Con Kudaba

Personal information
- Born: May 17, 1987 (age 39) New Westminster, British Columbia, Canada

Medal record
Men's water polo
Representing Canada
Pan American Games
| Bronze medal – third place | 2007 Rio de Janeiro | Team |
| Silver medal – second place | 2011 Guadalajara | Team |
Commonwealth Championships
| Silver medal – second place | 2006 Perth | Team |

= Con Kudaba =

Canadian water polo player (born 1987)

Constantine "Con" Kudaba (born May 17, 1987, in New Westminster, British Columbia) is a male water polo player from Canada. He was a member of the Canada men's national water polo team, that claimed the bronze medal at the 2007 Pan American Games in Rio de Janeiro, Brazil.

He was a member of Canada's Olympic Squad at the 2008 Summer Olympics.

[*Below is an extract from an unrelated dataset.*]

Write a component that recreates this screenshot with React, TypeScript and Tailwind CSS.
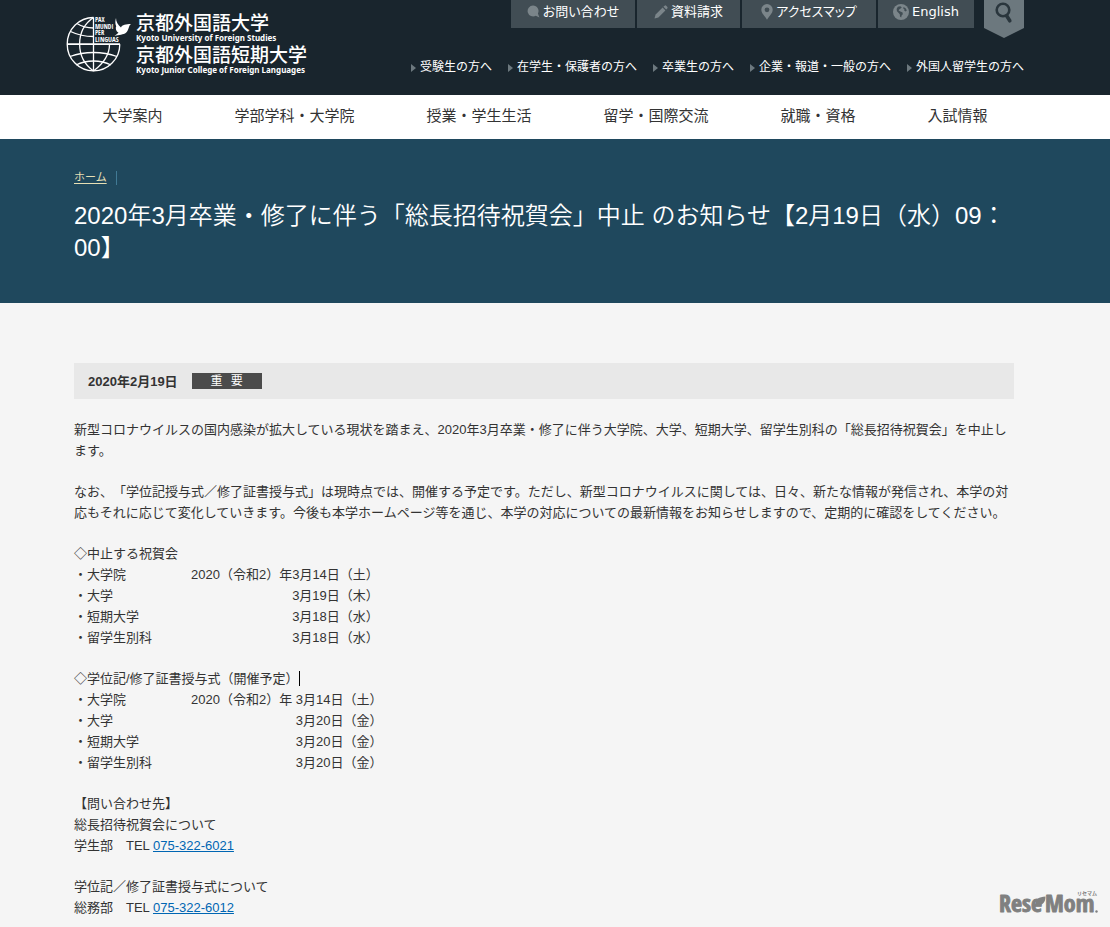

He was part of the Canadian team at the 2013 World Aquatics Championships in Barcelona, Spain, where they finished in 11th place.

He played professionally in the Australian National Water Polo League for the Victorian Seals.

He is currently a teacher at Chatelech Secondary School in Sechelt, BC.

Self appointed captain of Team Soil of the Soil vs Oil yearly golf tournament. Constantine was able to lead his team to victory in 2021. But in the 2022 tournament, his leadership skills came up short on Sunday as Team Oil was able to secure the championship.